Je crois que pour apprécier l’impesanteur, il faut tout simplement accepter de perdre le contrôle. Il ne faut pas s’accrocher à tout ce qu’on trouve pour se rassurer. L’idée est de se lancer, sans trop réfléchir, pour apprendre. Cela a été mon cas. Mais je ne vais pas vous mentir, il y a quand même quelques contraintes. Notamment pour se déplacer. Comme on ne contrôle pas tout, il faut faire attention à ne pas aller trop vite. Sinon, on se cogne à tous les murs. Cela m’est arrivé plusieurs fois !

Il y a aussi l’exercice du clavier d’ordinateur… Vous n’imaginez pas à quel point c’est une galère de taper un texte dans l’ISS. Il faut bien s’imaginer que vos mains et vos doigts flottent et que donc, pour atteindre les touches, il faut faire un effort considérable. L’impesanteur est parfois désagréable et elle nous prive de certains luxes. Sur Terre, après une rude journée de travail, au moment de se coucher, on s’écrase sur son lit, on enfonce sa tête lourdement sur l’oreiller. Un moment tellement jouissif ! Eh bien, dans l’espace, cela n’existe pas. Pour la simple et bonne raison que nous dormons dans un duvet flottant.

Là-haut, les sens sont affectés. Moi qui ai une excellente vue sur Terre, je sens déjà qu’elle est en train de diminuer dans l’ISS. L’absence de gravité augmente l’afflux sanguin à l’intérieur du crâne. Cela crée une pression qui affecte les yeux. C’est l’un des prix à payer. Et ce n’est pas le seul. Mon goût aussi a fortement régressé. Tous les aliments me paraissent insipides. Je ne devrais pas faire ça, mais j’ai donc tendance à ajouter beaucoup de sel, de poivre, de Tabasco, pour retrouver des sensations gustatives.

Space Food

Enfin, mon odorat s’est considérablement amoindri. Mais là, c’est une bonne chose. Comme il n’y a aucun moyen d’ouvrir les fenêtres pour aérer ici, j’imagine que ça ne sent pas la rose ! Et puis, le véhicule ravitailleur russe qui était censé nous ravitailler, mais aussi repartir avec nos déchets, n’est jamais arrivé. Résultat, nous accumulons des choses pas très propres. Alors, même si nos déchets alimentaires et nos excréments sont confinés dans des sachets hermétiques, on sent parfois de petites odeurs. Je n’ose même pas imaginer ce que cela serait si notre odorat n’avait pas diminué.
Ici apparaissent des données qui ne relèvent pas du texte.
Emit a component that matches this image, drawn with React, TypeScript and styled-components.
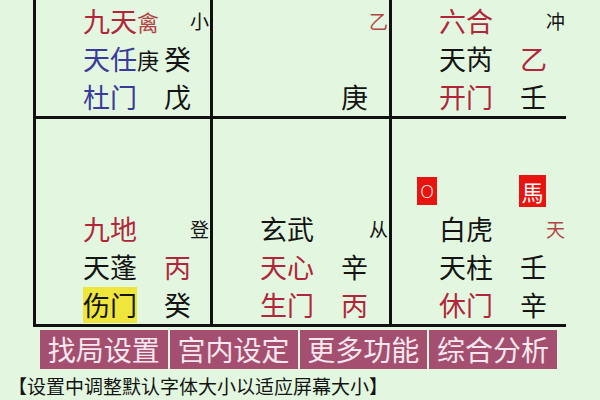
import * as React from 'react';
import styled, { createGlobalStyle } from 'styled-components';

const GlobalStyle = createGlobalStyle`
  html, body {
    margin: 0;
    padding: 0;
    background: #e3f7e0;
    overflow: hidden;
  }
  body {
    font-family: "Noto Sans CJK SC", "Noto Sans", sans-serif;
  }
`;

type Tone = 'red' | 'blue' | 'black' | 'rust';

const TONES: Record<Tone, string> = {
  red: '#b1263b',
  blue: '#3a3a9c',
  black: '#141414',
  rust: '#b2474a',
};

interface Piece {
  text: string;
  tone: Tone;
  mark?: boolean;
}

interface Row {
  name?: Piece;
  suffix?: Piece;
  stem?: Piece;
  corner?: Piece;
}

interface Palace {
  rows: Row[];
  badges?: boolean;
}

const Page = styled.div`
  width: 600px;
  height: 400px;
  display: flex;
  flex-direction: column;
`;

const Board = styled.div`
  margin-left: 33px;
  width: 533px;
  box-sizing: border-box;
  display: grid;
  grid-template-columns: 174px 176px 174px;
  grid-template-rows: 116px 205px;
  gap: 3px;
  padding: 0 3px 3px 3px;
  background: #111;
`;

const Cell = styled.div`
  background: #e3f7e0;
  display: flex;
  flex-direction: column;
  justify-content: flex-end;
`;

const Line = styled.div`
  height: 38px;
  padding-left: 47px;
  padding-right: 1px;
  display: grid;
  grid-template-columns: 81px 1fr auto;
  align-items: center;
`;

const Name = styled.div`
  display: flex;
  align-items: center;
  white-space: nowrap;
`;

const Glyph = styled.span<{ $tone: Tone; $size: number; $mark?: boolean }>`
  color: ${(p) => TONES[p.$tone]};
  font-size: ${(p) => p.$size}px;
  line-height: 36px;
  height: 36px;
  display: inline-block;
  background: ${(p) => (p.$mark ? '#efe63c' : 'transparent')};
`;

const BadgeLine = styled.div`
  height: 38px;
  padding-left: 25px;
  display: grid;
  grid-template-columns: 102px auto;
  align-items: center;
  justify-items: start;
`;

const Badge = styled.span<{ $wide?: boolean }>`
  background: #e8140f;
  color: #fff;
  height: ${(p) => (p.$wide ? 32 : 28)}px;
  width: ${(p) => (p.$wide ? 27 : 20)}px;
  display: flex;
  align-items: center;
  justify-content: center;
  font-family: ${(p) => (p.$wide ? 'inherit' : '"DejaVu Sans", sans-serif')};
  font-weight: ${(p) => (p.$wide ? 400 : 200)};
  font-size: ${(p) => (p.$wide ? 22 : 18)}px;
`;

const Toolbar = styled.div`
  margin: 3px 0 0 40px;
  width: 517px;
  display: flex;
  gap: 2px;
`;

const ToolButton = styled.div`
  flex: 1;
  height: 39px;
  background: #a44f6f;
  color: #f7e7ee;
  font-size: 28px;
  line-height: 39px;
  text-align: center;
  white-space: nowrap;
`;

const Hint = styled.div`
  margin: 5px 0 0 8px;
  font-size: 19px;
  line-height: 24px;
  color: #141414;
  white-space: nowrap;
`;

const p = (text: string, tone: Tone, mark?: boolean): Piece => ({ text, tone, mark });

const PALACES: Palace[] = [
  {
    rows: [
      { name: p('九天', 'red'), suffix: p('禽', 'rust'), corner: p('小', 'black') },
      { name: p('天任', 'blue'), suffix: p('庚', 'black'), stem: p('癸', 'black') },
      { name: p('杜门', 'blue'), stem: p('戊', 'black') },
    ],
  },
  {
    rows: [{ corner: p('乙', 'rust') }, {}, { stem: p('庚', 'black') }],
  },
  {
    rows: [
      { name: p('六合', 'red'), corner: p('冲', 'black') },
      { name: p('天芮', 'black'), stem: p('乙', 'red') },
      { name: p('开门', 'red'), stem: p('壬', 'black') },
    ],
  },
  {
    rows: [
      { name: p('九地', 'red'), corner: p('登', 'black') },
      { name: p('天蓬', 'black'), stem: p('丙', 'red') },
      { name: p('伤门', 'black', true), stem: p('癸', 'black') },
    ],
  },
  {
    rows: [
      { name: p('玄武', 'black'), corner: p('从', 'black') },
      { name: p('天心', 'red'), stem: p('辛', 'black') },
      { name: p('生门', 'red'), stem: p('丙', 'red') },
    ],
  },
  {
    badges: true,
    rows: [
      { name: p('白虎', 'black'), corner: p('天', 'rust') },
      { name: p('天柱', 'black'), stem: p('壬', 'black') },
      { name: p('休门', 'red'), stem: p('辛', 'black') },
    ],
  },
];

const BUTTONS = ['找局设置', '宫内设定', '更多功能', '综合分析'];

function PalaceCell({ palace }: { palace: Palace }) {
  return (
    <Cell>
      {palace.badges && (
        <BadgeLine>
          <Badge>O</Badge>
          <Badge $wide>馬</Badge>
        </BadgeLine>
      )}
      {palace.rows.map((row, i) => (
        <Line key={i}>
          <Name>
            {row.name && (
              <Glyph $tone={row.name.tone} $size={27} $mark={row.name.mark}>
                {row.name.text}
              </Glyph>
            )}
            {row.suffix && (
              <Glyph $tone={row.suffix.tone} $size={22}>
                {row.suffix.text}
              </Glyph>
            )}
          </Name>
          <div>
            {row.stem && (
              <Glyph $tone={row.stem.tone} $size={27}>
                {row.stem.text}
              </Glyph>
            )}
          </div>
          <div>
            {row.corner && (
              <Glyph $tone={row.corner.tone} $size={19}>
                {row.corner.text}
              </Glyph>
            )}
          </div>
        </Line>
      ))}
    </Cell>
  );
}

export default function App() {
  return (
    <Page>
      <GlobalStyle />
      <Board>
        {PALACES.map((palace, i) => (
          <PalaceCell key={i} palace={palace} />
        ))}
      </Board>
      <Toolbar>
        {BUTTONS.map((label) => (
          <ToolButton key={label}>{label}</ToolButton>
        ))}
      </Toolbar>
      <Hint>【设置中调整默认字体大小以适应屏幕大小】</Hint>
    </Page>
  );
}
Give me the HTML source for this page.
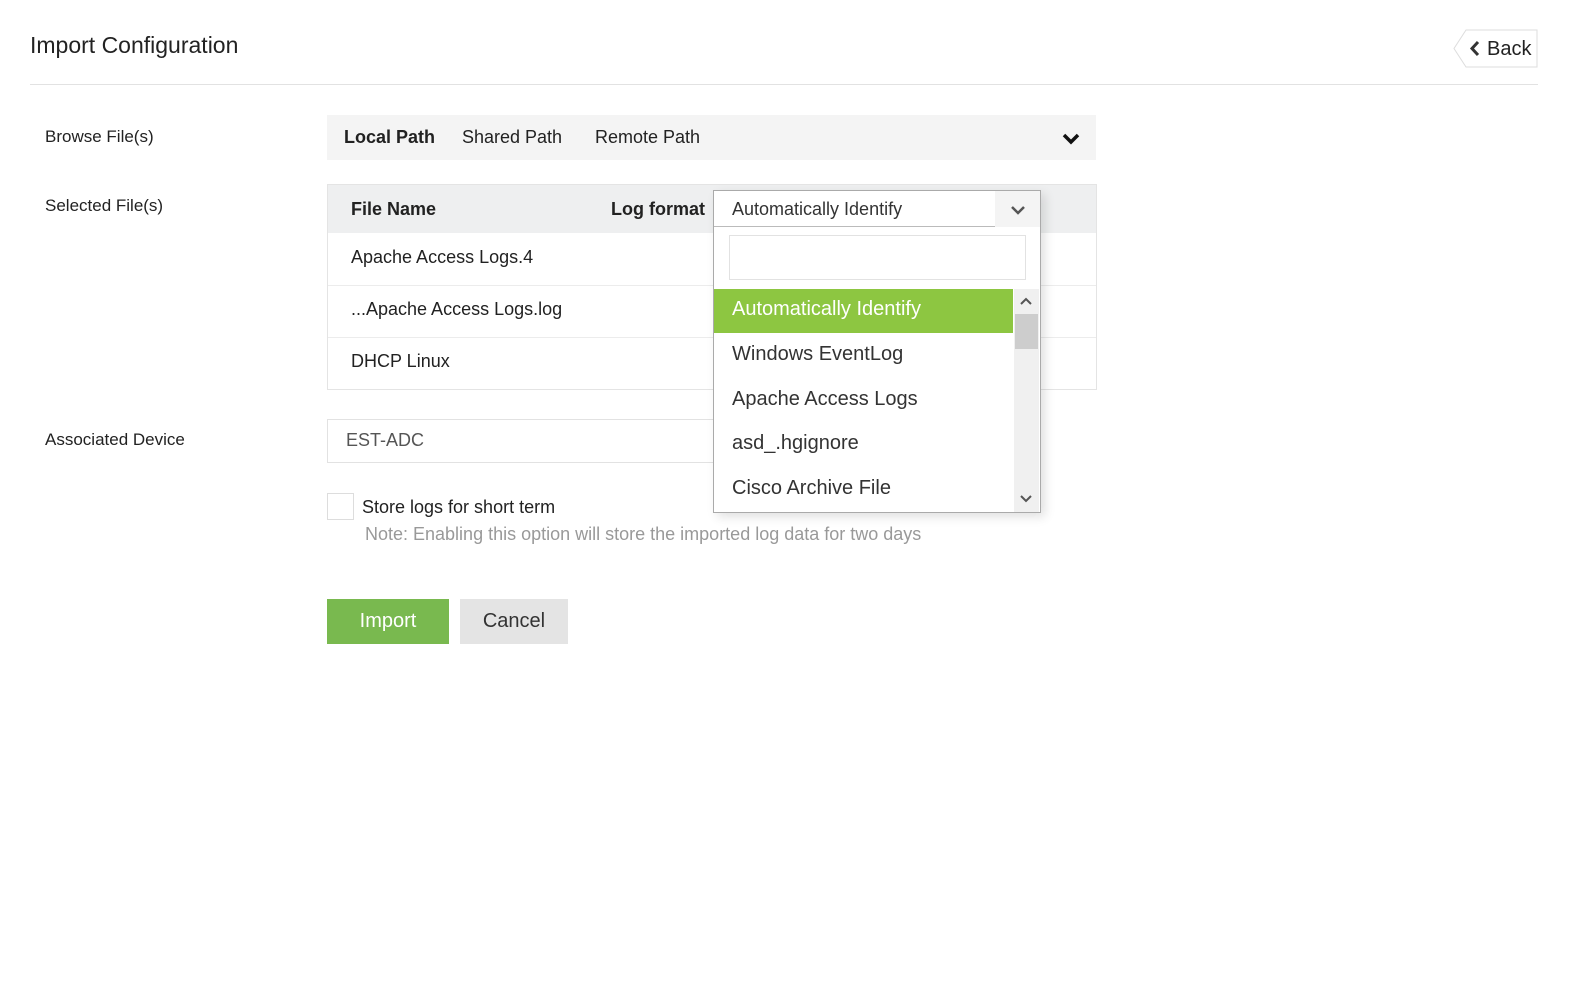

C’est amusant parce que, même si je suis dans un espace confiné à 400 kilomètres au-dessus de la Terre, je n’ai pas l’impression d’être si loin, d’être isolé. À chaque fois que je regarde notre planète par la Cupola, j’ai l’impression qu’elle est tout près de nous. Je pense que cette sensation d’isolement est vécue beaucoup plus fortement par les marins qui participent en ce moment à la course du Vendée Globe.

Par rapport à eux, nous avons la chance d’être plusieurs et de disposer d’un espace suffisamment grand pour pouvoir nous déplacer. De toute façon, je crois que l’être humain a la capacité de s’adapter à n’importe quel univers dans lequel il serait plongé. Nous avons cette faculté unique, il faut juste savoir s’en servir pour être à l’aise. C’est ce que j’ai fait. L’ISS est devenue, en quelques semaines, ma maison.